What do you think makes a good novella more broadly?

Personally, I like small casts and small settings. Understanding that a novella is not the summary of a novel, it’s the first step. Resisting the temptation to cram in too many strands is also key. Focusing the reader’s attention on a contained space or cast of characters can add natural depth to the worldbuilding, something that may be perhaps harder to develop in a one-off short piece of fiction. 

Are there any misconceptions you think people have about novellas? Or about the ones published by small presses? And if so, what would you say in response to them?

Short fiction is fantastic. I even made a video on my top 5 reasons for writing short fiction.

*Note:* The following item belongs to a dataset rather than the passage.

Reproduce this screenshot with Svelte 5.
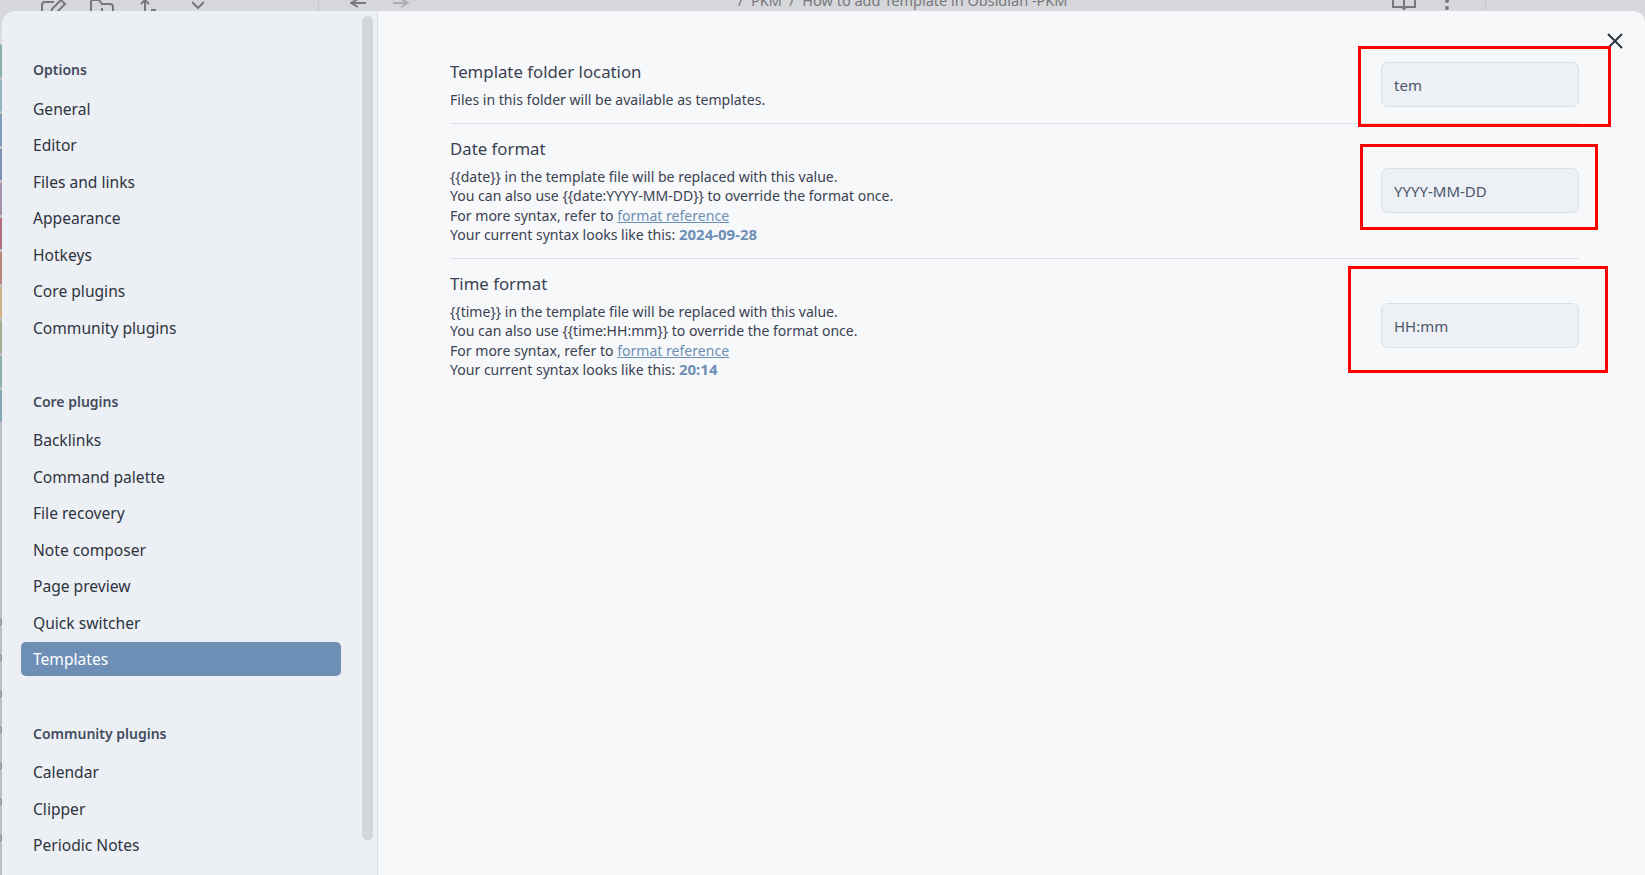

I hope people don’t think that ‘shorter’ means ‘less valuable’. I think the shorter the form, the harder it gets from a writing point of view, and as for the benefits to authors and readers, there are plenty.

With regards to your second point, as more and more traditionally published authors continue to develop their careers through small presses (in a sort of hybrid model), we witness a shift in perception: just like self-publishing (if well done) is now considered a perfectly valid career, so too is being published by small presses (not vanity presses). This in turn affects the perception of the books we produce, including novellas. 

If there are people out there who cannot see the point of small presses and their books, for whatever reason, and argue that if you are not traditionally published you might as well self-publish, then I think they are only seeing one piece of the bigger picture, and I would invite them to take a step back and admire the intricate jig-saw of the full publishing landscape - by no means a perfect landscape, but one enriched by the presence of small presses, where we can learn better practice from each other.

Can you tell us about any upcoming novellas you’re excited to be publishing? Or a few works you’ve published in 2023 that you’re particularly proud of?

In February 2024 we will be releasing three new books for the Luna Novella series.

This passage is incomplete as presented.